Les dirigeants de Casino ont bien tenté de se montrer rassurants en rappelant leur volonté de finaliser d’ici à la fin de cette année le plan de cession d’actifs non stratégiques en France d’un montant de 4,5 milliards d’euros. Depuis juillet 2018, le groupe a vendu pour 4,1 milliards d’euros d’actifs et promet de réaliser pour 400 millions d’euros de cessions supplémentaires avant la fin décembre. Cette année, Casino compte également réduire de 250 millions d’euros les coûts de ses enseignes de distribution françaises et diminuer leurs stocks de 190 millions d’euros.
Action et dette trinquent
Le groupe a même essayé de faire diversion, en annonçant jeudi soir son intention de finaliser son rapprochement avec le distributeur français Teract d’ici à la fin du mois de juin. Avec l’espoir que la perspective de cette union retienne l’attention des investisseurs, à défaut de les enthousiasmer.
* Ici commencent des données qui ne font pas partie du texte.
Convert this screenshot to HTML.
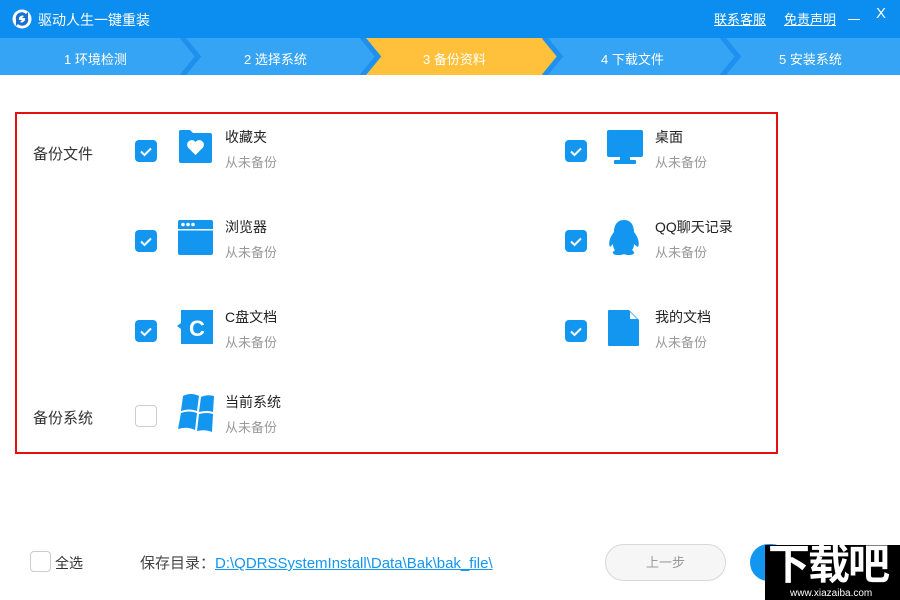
<!DOCTYPE html>
<html><head><meta charset="utf-8"><style>
*{margin:0;padding:0;box-sizing:border-box}
body{width:900px;height:600px;position:relative;overflow:hidden;background:#fff;font-family:"Liberation Sans","Noto Sans CJK SC",sans-serif;}
.a{position:absolute}
.cb{position:absolute;width:22px;height:22px;border-radius:4px;background:#1296f0}
.cb svg{position:absolute;left:0;top:0}
.t{position:absolute;font-size:14px;color:#222;white-space:nowrap}
.s{position:absolute;font-size:13px;color:#999;white-space:nowrap}
</style></head><body>
<div class="a" style="left:0;top:0;width:900px;height:38px;background:#0c8ef0"></div>
<svg class="a" style="left:12px;top:9px" width="20" height="20" viewBox="0 0 20 20"><circle cx="10" cy="10" r="9.5" fill="#fff"/><path d="M4 11 A6 6 0 0 1 14 5 L16 3 L16 9 L10 9 L12 7 A3.5 3.5 0 0 0 7 11Z" fill="#1a6fd0"/><path d="M16 9 A6 6 0 0 1 6 15 L4 17 L4 11 L10 11 L8 13 A3.5 3.5 0 0 0 13 9Z" fill="#1a6fd0"/></svg>
<div class="a" style="left:38px;top:10px;color:#fff;font-size:14px">驱动人生一键重装</div>
<div class="a" style="left:714px;top:9px;color:#fff;font-size:13px;text-decoration:underline">联系客服</div>
<div class="a" style="left:784px;top:9px;color:#fff;font-size:13px;text-decoration:underline">免责声明</div>
<div class="a" style="left:848px;top:19px;width:12px;height:1px;background:#fff"></div>
<div class="a" style="left:876px;top:5px;color:#fff;font-size:15px">X</div>
<svg class="a" style="left:0;top:38px" width="900" height="37">
<rect width="900" height="37" fill="#35a4f5"/>
<polygon points="363,0 545,0 563,18.5 545,37 363,37 381,18.5" fill="#ffc13b"/>
<g fill="none" stroke="#1e90ee" stroke-width="5">
<polyline points="182,-1 198,18.5 182,38"/>
<polyline points="362,-1 378,18.5 362,38"/>
<polyline points="544,-1 560,18.5 544,38"/>
<polyline points="722,-1 738,18.5 722,38"/>
</g>
</svg>
<div class="a" style="left:64px;top:49px;color:#fff;font-size:13px">1 环境检测</div>
<div class="a" style="left:244px;top:49px;color:#fff;font-size:13px">2 选择系统</div>
<div class="a" style="left:423px;top:49px;color:#fff;font-size:13px">3 备份资料</div>
<div class="a" style="left:601px;top:49px;color:#fff;font-size:13px">4 下载文件</div>
<div class="a" style="left:779px;top:49px;color:#fff;font-size:13px">5 安装系统</div>

<div class="a" style="left:15px;top:112px;width:763px;height:342px;border:2px solid #e61010"></div>
<div class="a" style="left:33px;top:143px;font-size:15px;color:#333">备份文件</div>
<div class="a" style="left:33px;top:407px;font-size:15px;color:#333">备份系统</div>

<div class="cb" style="left:135px;top:140px"><svg width="22" height="22"><path d="M6 11.5 L9.5 15 L16 8.5" stroke="#fff" stroke-width="2" fill="none"/></svg></div>
<div class="cb" style="left:135px;top:230px"><svg width="22" height="22"><path d="M6 11.5 L9.5 15 L16 8.5" stroke="#fff" stroke-width="2" fill="none"/></svg></div>
<div class="cb" style="left:135px;top:320px"><svg width="22" height="22"><path d="M6 11.5 L9.5 15 L16 8.5" stroke="#fff" stroke-width="2" fill="none"/></svg></div>
<div class="cb" style="left:135px;top:405px;background:#fff;border:1px solid #ccd"></div>
<div class="cb" style="left:565px;top:140px"><svg width="22" height="22"><path d="M6 11.5 L9.5 15 L16 8.5" stroke="#fff" stroke-width="2" fill="none"/></svg></div>
<div class="cb" style="left:565px;top:230px"><svg width="22" height="22"><path d="M6 11.5 L9.5 15 L16 8.5" stroke="#fff" stroke-width="2" fill="none"/></svg></div>
<div class="cb" style="left:565px;top:320px"><svg width="22" height="22"><path d="M6 11.5 L9.5 15 L16 8.5" stroke="#fff" stroke-width="2" fill="none"/></svg></div>

<svg class="a" style="left:177px;top:129px" width="36" height="36"><path d="M2 3 Q2 1 4 1 L13 1 L16 4 L33 4 Q35 4 35 6 L35 32 Q35 34 33 34 L4 34 Q2 34 2 32Z" fill="#1296f0"/><path d="M18.5 26 L11 18.5 A4 4 0 0 1 18.5 13 A4 4 0 0 1 26 18.5Z" fill="#fff"/></svg>
<svg class="a" style="left:177px;top:219px" width="36" height="36"><rect x="1" y="1" width="35" height="35" rx="2" fill="#1296f0"/><rect x="1" y="10" width="35" height="1.5" fill="#fff"/><circle cx="6" cy="5.5" r="1.8" fill="#fff"/><circle cx="11" cy="5.5" r="1.8" fill="#fff"/><circle cx="16" cy="5.5" r="1.8" fill="#fff"/></svg>
<svg class="a" style="left:177px;top:309px" width="36" height="36"><rect x="4" y="1" width="32" height="34" fill="#1296f0"/><polygon points="4,14 0,17 4,20" fill="#1296f0"/><text x="20" y="27" font-size="22" font-weight="bold" fill="#fff" text-anchor="middle" font-family="Liberation Sans">C</text></svg>
<svg class="a" style="left:177px;top:393px" width="38" height="40"><path d="M6 3 Q14 -1 22 3 L20 18 Q12 15 4 18Z M24 4 Q30 1 37 3 L36 19 Q30 17 22 19Z M4 20 Q12 17 20 20 L18 37 Q10 33 1 36Z M22 21 Q30 19 36 21 L35 39 Q28 36 20 38Z" fill="#1296f0"/></svg>
<svg class="a" style="left:607px;top:129px" width="36" height="36"><rect x="0" y="1" width="36" height="27" rx="2" fill="#1296f0"/><rect x="13" y="28" width="10" height="3" fill="#1296f0"/><rect x="7" y="31" width="22" height="4" rx="1" fill="#1296f0"/></svg>
<svg class="a" style="left:605px;top:219px" width="38" height="38"><path d="M19 1 C27 1 29 8 29 13 C33 18 35 24 33 28 C31 27 30 26 29 25 C29 28 28 30 27 31 C30 33 30 35 26 36 L22 36 C20 35 18 35 16 36 L11 36 C7 35 7 33 10 31 C9 30 8 28 8 25 C7 26 6 27 5 28 C3 24 5 18 9 13 C9 8 11 1 19 1Z" fill="#1296f0"/></svg>
<svg class="a" style="left:607px;top:309px" width="36" height="38"><path d="M1 2 Q1 1 2 1 L22 1 L32 11 L32 36 Q32 37 31 37 L2 37 Q1 37 1 36Z" fill="#1296f0"/><path d="M23 3 L30 10 L23 10Z" fill="#fff"/></svg>

<div class="t" style="left:225px;top:127px">收藏夹</div><div class="s" style="left:225px;top:152px">从未备份</div>
<div class="t" style="left:225px;top:217px">浏览器</div><div class="s" style="left:225px;top:242px">从未备份</div>
<div class="t" style="left:225px;top:307px">C盘文档</div><div class="s" style="left:225px;top:332px">从未备份</div>
<div class="t" style="left:225px;top:392px">当前系统</div><div class="s" style="left:225px;top:417px">从未备份</div>
<div class="t" style="left:655px;top:127px">桌面</div><div class="s" style="left:655px;top:152px">从未备份</div>
<div class="t" style="left:655px;top:217px">QQ聊天记录</div><div class="s" style="left:655px;top:242px">从未备份</div>
<div class="t" style="left:655px;top:307px">我的文档</div><div class="s" style="left:655px;top:332px">从未备份</div>

<div class="a" style="left:30px;top:551px;width:21px;height:21px;border:1px solid #ccc;border-radius:4px"></div>
<div class="a" style="left:55px;top:553px;font-size:14px;color:#333">全选</div>
<div class="a" style="left:140px;top:552px;font-size:15px;color:#444">保存目录：<span style="color:#1296f0;text-decoration:underline">D:\QDRSSystemInstall\Data\Bak\bak_file\</span></div>
<div class="a" style="left:605px;top:544px;width:121px;height:37px;border:1px solid #d8d8d8;border-radius:19px;background:#f6f6f6;color:#999;font-size:13px;text-align:center;line-height:35px">上一步</div>
<div class="a" style="left:750px;top:544px;width:40px;height:37px;border-radius:19px;background:#1296f0"></div>
<div class="a" style="left:765px;top:545px;width:135px;height:55px;background:#000"></div>
<div class="a" style="left:768px;top:540px;color:#fff;font-size:42px;font-weight:bold;letter-spacing:-2px;line-height:50px">下载吧</div>
<div class="a" style="left:790px;top:588px;color:#fff;font-size:10px">www.xiazaiba.com</div>
</body></html>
Mais le marché n’a que faire de ces objectifs et perspectives. A la Bourse de Paris, le titre Casino refluait de 5,4% vendredi, à 8,1 euros, tandis que son obligation à échéance avril 2027 reculait sensiblement pour s'établir autour de 47%, soit moins de la moitié de sa valeur nominale.
La revalorisation des différents titres émis par Casino dépendra de la capacité du groupe à créer de la valeur en cédant des actifs, en réduisant sa dette et en simplifiant sa structure. Le menu est sur la table depuis des mois mais les investisseurs restent sur leur faim.